**Supplied data**
------------------------------------------------
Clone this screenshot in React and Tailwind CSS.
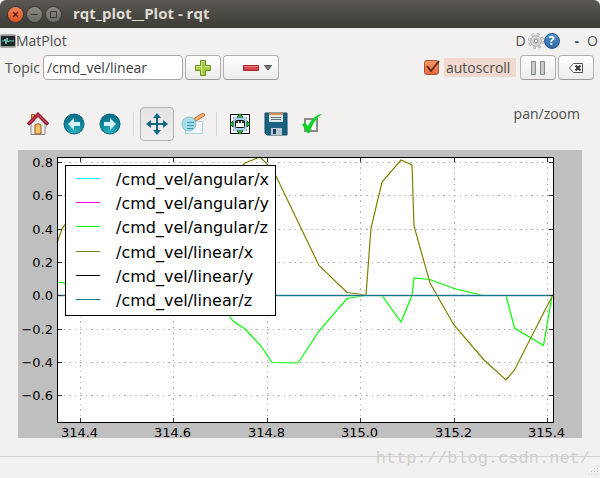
import React from "react";

const X_TICKS = [
  [62.5, "314.4"], [155.5, "314.6"], [249.5, "314.8"],
  [342.5, "315.0"], [436.5, "315.2"], [529.5, "315.4"],
];
const Y_TICKS = [
  [12.5, "0.8"], [45.5, "0.6"], [79.5, "0.4"], [112.5, "0.2"],
  [145.5, "0.0"], [179.5, "−0.2"], [212.5, "−0.4"], [245.5, "−0.6"],
];
const SERIES = [
  ["/cmd_vel/angular/x", "#00ffff"],
  ["/cmd_vel/angular/y", "#ff00ff"],
  ["/cmd_vel/angular/z", "#00ff00"],
  ["/cmd_vel/linear/x", "#808000"],
  ["/cmd_vel/linear/y", "#000000"],
  ["/cmd_vel/linear/z", "#008080"],
];
const LINEAR_X =
  "39,93 44,79 50,70 100,140 180,80 225,15 227,13 242,7 249,14 258,26 282,76 301,115.5 329,142.5 348,145 353,78 364,32 383,10 394,15 396,76 412,133 436,175 466,210 488,230 496.5,220 526,162 534.5,146";
const ANGULAR_Z =
  "39,132.5 45,132.5 50,136 120,140 200,150 211,165 215,171 227,179 243,196 254,212.5 280,213 282,210 301,181 329,148.5 348,145.5 364,145.5 383,172 394,145.5 396,128 412,129.5 436,138.5 465,145.5 488,145.5 496.5,178 525.5,195.5 534,146";

function Plot() {
  return (
    <svg viewBox="0 0 564 288" className="block w-full overflow-visible bg-[#bfbfbf] font-['DejaVu_Sans',sans-serif]" role="img" aria-label="Topic values over time">
      <rect x="39.5" y="7.5" width="496" height="265" fill="#fff" />
      <g stroke="#b4b4b4" strokeDasharray="2 4 1 4">
        {X_TICKS.map(([x]) => <line key={x} x1={x} x2={x} y1="272" y2="8" />)}
        {Y_TICKS.map(([y]) => <line key={y} x1="40" x2="535" y1={y} y2={y} />)}
      </g>
      <polyline points={ANGULAR_Z} fill="none" stroke="#00ff00" strokeWidth="1.2" />
      <polyline points={LINEAR_X} fill="none" stroke="#808000" strokeWidth="1.2" />
      <line x1="40" x2="535" y1="145.5" y2="145.5" stroke="#9db9c9" strokeWidth="2" />
      <line x1="40" x2="535" y1="145.5" y2="145.5" stroke="#137a8c" />
      <g stroke="#333">
        {X_TICKS.map(([x]) => <path key={x} d={`M${x} 8v4M${x} 272v-4`} />)}
        {Y_TICKS.map(([y]) => <path key={y} d={`M40 ${y}h4M535 ${y}h-4`} />)}
      </g>
      <rect x="39.5" y="7.5" width="496" height="265" fill="none" stroke="#000" />
      <g fontSize="13" fill="#000">
        {X_TICKS.map(([x, t]) => <text key={t} x={x - 1} y="287" textAnchor="middle">{t}</text>)}
        {Y_TICKS.map(([y, t]) => <text key={t} x="35" y={y + 4} textAnchor="end">{t}</text>)}
      </g>
      <rect x="47.5" y="15.5" width="210" height="150" fill="#fff" stroke="#000" />
      {SERIES.map(([name, color], i) => (
        <g key={name}>
          <rect x="58" width="24" height="1" y={28 + Math.round(i * 24.2)} fill={color} shapeRendering="crispEdges" />
          <text x="98" y={35 + Math.round(i * 24.2)} fontSize="16">{name}</text>
        </g>
      ))}
    </svg>
  );
}

const toolClass = "flex h-9 w-9 items-center justify-center";
const pushClass = "flex h-[25px] w-9 items-center justify-center rounded-[4px] border border-[#b3b0ac] border-b-[#9c9995] bg-linear-to-b from-white to-[#ececeb]";

function Arrow({ flip }) {
  return (
    <svg width="22" height="22" viewBox="0 0 22 22">
      <defs>
        <radialGradient id={flip ? "orbB" : "orbF"} cx="50%" cy="85%" r="75%">
          <stop offset="0" stopColor="#25b1c0" />
          <stop offset="1" stopColor="#08708c" />
        </radialGradient>
      </defs>
      <circle cx="11" cy="11" r="10" fill={flip ? "url(#orbB)" : "url(#orbF)"} stroke="#086580" />
      <path d="M5 9h6V5l6 6-6 6v-4H5z" fill="#d5f0f4" transform={flip ? "matrix(-1 0 0 1 22 0)" : undefined} />
    </svg>
  );
}

export default function App() {
  return (
    <div className="flex min-h-screen flex-col bg-[#f2f1f0] font-['Open_Sans','Noto_Sans',sans-serif] text-sm text-[#4c4c4c]">
      <header className="flex h-7 items-center rounded-t-md bg-linear-to-b from-[#5a5851] to-[#3c3b37] pl-2">
        <div className="flex gap-1">
          <button aria-label="Close" className="flex h-[15px] w-[15px] items-center justify-center rounded-full bg-linear-to-b from-[#f58157] to-[#e2501f] ring-1 ring-[#3a3935]">
            <svg width="7" height="7" viewBox="0 0 7 7"><path d="M1 1l5 5M6 1l-5 5" stroke="#52200f" strokeWidth="1.3" /></svg>
          </button>
          <button aria-label="Minimize" className="flex h-[15px] w-[15px] items-center justify-center rounded-full bg-linear-to-b from-[#8b8980] to-[#6e6c66] ring-1 ring-[#3a3935]">
            <svg width="7" height="7" viewBox="0 0 7 7"><path d="M0 3.5h7" stroke="#3a3935" /></svg>
          </button>
          <button aria-label="Maximize" className="flex h-[15px] w-[15px] items-center justify-center rounded-full bg-linear-to-b from-[#8b8980] to-[#6e6c66] ring-1 ring-[#3a3935]">
            <svg width="7" height="7" viewBox="0 0 7 7"><path d="M.5.5h6v6h-6z" fill="none" stroke="#3a3935" /></svg>
          </button>
        </div>
        <h1 className="ml-3 text-[15px] font-bold text-[#dfdbd2]">rqt_plot__Plot - rqt</h1>
      </header>

      <div className="flex h-[26px] items-center">
        <svg width="16" height="14" viewBox="0 0 16 14">
          <rect x=".5" y=".5" width="15" height="13" rx="1" fill="#999" stroke="#aaa" />
          <rect x="1" y="2" width="14" height="10" fill="#1d2928" />
          <path d="M2 7h2l1-2 1 5 1-6 1 4 1-1h5" fill="none" stroke="#6fd6bd" />
        </svg>
        <h2 className="text-sm">MatPlot</h2>
        <div className="ml-auto flex items-center pr-[2px]">
          <button>D</button>
          <button aria-label="Settings" className="ml-[2px]">
            <svg width="16" height="16" viewBox="0 0 16 16">
              <circle cx="8" cy="8" r="6.5" fill="none" stroke="#a9a9a7" strokeWidth="3" strokeDasharray="2.55 2.55" />
              <circle cx="8" cy="8" r="6.3" fill="none" stroke="#dcdcda" strokeWidth="2" strokeDasharray="1.6 3.348" strokeDashoffset="-.5" />
              <circle cx="8" cy="8" r="5.3" fill="#dededc" stroke="#a6a6a4" strokeWidth=".8" />
              <circle cx="8" cy="8" r="3.2" fill="none" stroke="#c2c2c0" />
              <circle cx="8" cy="8" r="1.8" fill="#f2f1f0" stroke="#8d8d8b" />
            </svg>
          </button>
          <button aria-label="Help" className="flex h-4 w-4 items-center justify-center rounded-full border border-[#265889] bg-linear-to-b from-[#5692cb] to-[#2e69a5] text-xs font-bold text-white">?</button>
          <button className="ml-[15px] font-bold">-</button>
          <button className="ml-2">O</button>
        </div>
      </div>

      <div className="flex h-[27px] items-center pr-[6px] pl-[5px]">
        <label htmlFor="topic" className="w-[38px]">Topic</label>
        <input id="topic" defaultValue="/cmd_vel/linear" className="h-[25px] w-[140px] rounded-[4px] border border-[#a9a6a2] bg-white px-[3px] text-sm text-[#3c3c3c] outline-none" />
        <button aria-label="Add topic" className={pushClass + " ml-[2px]"}>
          <svg width="16" height="16" viewBox="0 0 16 16"><path d="M5.5.5h5v5h5v5h-5v5h-5v-5h-5v-5h5z" fill="#a9cf3f" stroke="#618e25" /><path d="M6.500 14V1.500h3M1.500 9V6.500h5M10 6.500h4.500" fill="none" stroke="#d2e68d" /></svg>
        </button>
        <button aria-label="Remove topic" className="ml-[2px] flex h-[25px] w-14 items-center justify-end gap-[5px] rounded-[4px] border border-[#b3b0ac] border-b-[#9c9995] bg-linear-to-b from-white to-[#ececeb] pr-[6px]">
          <svg width="16" height="6" viewBox="0 0 16 6"><path d="M.5.5h15v5H.5z" fill="#d9434b" stroke="#a5222f" /><path d="M1 1.5h14" stroke="#e98389" /></svg>
          <svg width="8" height="6" viewBox="0 0 8 6"><path d="M.5.5h7L4 5z" fill="#777" stroke="#555" /></svg>
        </button>
        <label className="ml-auto flex items-center gap-[5px]">
          <span className="relative flex">
            <input type="checkbox" defaultChecked className="h-[15px] w-[15px] appearance-none rounded-[3px] border border-[#a8502e] bg-linear-to-b from-[#fa9468] to-[#ec6a3a]" />
            <svg className="pointer-events-none absolute top-0 left-[2px]" width="14" height="14" viewBox="0 0 14 14"><path d="M1 6l4 5L13 1" fill="none" stroke="#54301f" strokeWidth="2" /></svg>
          </span>
          <span className="w-[72px] bg-[#f1d9cf] pl-[2px] leading-[19px]">autoscroll</span>
        </label>
        <button aria-label="Pause" className={pushClass + " ml-1"}>
          <svg width="14" height="14" viewBox="0 0 14 14"><path d="M.5.5h4v13h-4zM9.500.5h4v13h-4z" fill="#c9ccc9" stroke="#898b88" /></svg>
        </button>
        <button aria-label="Clear" className={pushClass + " ml-[2px]"}>
          <svg width="14" height="10" viewBox="0 0 14 10"><path d="M4.500.5h9v9h-9L.5 5z" fill="#fff" stroke="#555" /><path d="M6.500 2.500l5 5M11.500 2.500l-5 5" stroke="#333" strokeWidth="2" /></svg>
        </button>
      </div>

      <div className="mt-[17px] mb-px flex h-[51px] items-center px-5">
        <button aria-label="Home" className={toolClass}>
          <svg width="22" height="24" viewBox="0 0 22 24">
            <path d="M4.500 2.500h3v7h-3z" fill="#efb04a" stroke="#a55b20" />
            <path d="M4 12l7-8 7 8v10.500H4z" fill="#eee" stroke="#8b8b8b" />
            <path d="M8 22v-9q3-3 6 0v9z" fill="#fbc060" stroke="#985a28" />
            <path d="M1 12.500L11 2.500l10 10" fill="none" stroke="#8b1530" strokeWidth="3.4" />
            <path d="M2 11.500l9-9 9 9" fill="none" stroke="#cc3c50" strokeWidth="1.5" />
          </svg>
        </button>
        <button aria-label="Back" className={toolClass}><Arrow flip /></button>
        <button aria-label="Forward" className={toolClass}><Arrow /></button>
        <div className="mx-[5px] h-6 w-px bg-[#d6d4d1]" />
        <button aria-label="Pan" aria-pressed="true" className="mx-px flex h-[34px] w-[34px] items-center justify-center rounded-[4px] border border-[#b6b3b0] bg-linear-to-b from-[#e4e3e2] to-[#f0efee]">
          <svg width="22" height="22" viewBox="0 0 22 22"><path d="M11 3v16M3 11h16" stroke="#0d6885" strokeWidth="2" /><path d="M11 0l4 5H7zM11 22l4-5H7zM0 11l5-4v8zM22 11l-5-4v8z" fill="#0d6885" /></svg>
        </button>
        <button aria-label="Zoom" className={toolClass}>
          <svg width="24" height="22" viewBox="0 0 24 22">
            <path d="M4.500 8.500h17v12h-17z" fill="#f4f9fb" stroke="#a9d3e3" />
            <path d="M13 8l3-3" stroke="#999" strokeWidth="3" /><path d="M15 6l7-4" stroke="#c1692d" strokeWidth="4" strokeLinecap="round" /><path d="M15 6l7-4" stroke="#ffb273" strokeWidth="2.5" strokeLinecap="round" />
            <circle cx="8" cy="11" r="7" fill="#a7dce7" stroke="#86bfd0" /><path d="M6 9.500h7M6 12.500h7M6 15.500h6" stroke="#3d98b3" />
          </svg>
        </button>
        <div className="mx-[5px] h-6 w-px bg-[#d6d4d1]" />
        <button aria-label="Subplots" className={toolClass}>
          <svg width="22" height="22" viewBox="0 0 22 22">
            <rect x="1.500" y="1.500" width="19" height="19" fill="#fff" stroke="#111" />
            <rect x="4" y="4" width="14" height="14" fill="#a9cbe8" />
            <rect x="6.500" y="7.500" width="9" height="7" rx="1" fill="#fff" stroke="#111" /><path d="M7 8h8v2H7z" fill="#333" /><path d="M9.500 8v2M12.500 8v2" stroke="#fff" />
            <path d="M8 4l3-3 3 3zM8 18l3 3 3-3zM4 8l-3 3 3 3zM18 8l3 3-3 3z" fill="#3fc04d" stroke="#075e16" />
          </svg>
        </button>
        <button aria-label="Save" className={toolClass}>
          <svg width="24" height="24" viewBox="0 0 24 24">
            <path d="M1 1h22v22H3l-2-2z" fill="#18617f" stroke="#104a65" />
            <path d="M5 1h14v9H5z" fill="#dfe8eb" /><path d="M5 1h14v2H5z" fill="#e1884b" /><path d="M7 5.500h10M7 7.500h10" stroke="#5f727a" />
            <path d="M7 16h11v7H7z" fill="#b7c8d1" /><path d="M9 17h3v5H9z" fill="#183a5c" />
          </svg>
        </button>
        <button aria-label="Edit" className={toolClass}>
          <svg width="22" height="20" viewBox="0 0 22 20"><path d="M4 5h12v12H4z" fill="#fff" stroke="#898989" strokeWidth="2" /><path d="M1 10.500L4 8.500l3 3.500C10 6 14 1 21 0C15 4 11 11 8.500 19L6.500 19z" fill="#0bd326" /></svg>
        </button>
        <p className="mb-5 ml-auto">pan/zoom</p>
      </div>

      <main className="px-[18px]"><Plot /></main>

      <footer className="relative mt-[18px] flex grow items-start justify-end border-t border-[#d5d3d0] pr-[10px]">
        <span className="-mt-2 font-['Liberation_Mono',monospace] text-[17px] leading-5 text-[#d2d0cb]">http://blog.csdn.net/</span>
        <svg className="absolute right-[2px] bottom-[2px]" width="10" height="11" viewBox="0 0 10 11" fill="#c9c6c2">
          <path d="M9 0h1v1H9zM9 3h1v1H9zM6 3h1v1H6zM9 6h1v1H9zM6 6h1v1H6zM3 6h1v1H3zM9 9h1v1H9zM6 9h1v1H6zM3 9h1v1H3zM0 9h1v1H0z" />
        </svg>
      </footer>
    </div>
  );
}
------------------------------------------------
Repeat, word for word and with no pictures, only the lines running from the beginning of the data to the line that contains "45,132.5 50,136 120,140".

Clone this screenshot in React and Tailwind CSS.
import React from "react";

const X_TICKS = [
  [62.5, "314.4"], [155.5, "314.6"], [249.5, "314.8"],
  [342.5, "315.0"], [436.5, "315.2"], [529.5, "315.4"],
];
const Y_TICKS = [
  [12.5, "0.8"], [45.5, "0.6"], [79.5, "0.4"], [112.5, "0.2"],
  [145.5, "0.0"], [179.5, "−0.2"], [212.5, "−0.4"], [245.5, "−0.6"],
];
const SERIES = [
  ["/cmd_vel/angular/x", "#00ffff"],
  ["/cmd_vel/angular/y", "#ff00ff"],
  ["/cmd_vel/angular/z", "#00ff00"],
  ["/cmd_vel/linear/x", "#808000"],
  ["/cmd_vel/linear/y", "#000000"],
  ["/cmd_vel/linear/z", "#008080"],
];
const LINEAR_X =
  "39,93 44,79 50,70 100,140 180,80 225,15 227,13 242,7 249,14 258,26 282,76 301,115.5 329,142.5 348,145 353,78 364,32 383,10 394,15 396,76 412,133 436,175 466,210 488,230 496.5,220 526,162 534.5,146";
const ANGULAR_Z =
  "39,132.5 45,132.5 50,136 120,140 200,150 211,165 215,171 227,179 243,196 254,212.5 280,213 282,210 301,181 329,148.5 348,145.5 364,145.5 383,172 394,145.5 396,128 412,129.5 436,138.5 465,145.5 488,145.5 496.5,178 525.5,195.5 534,146";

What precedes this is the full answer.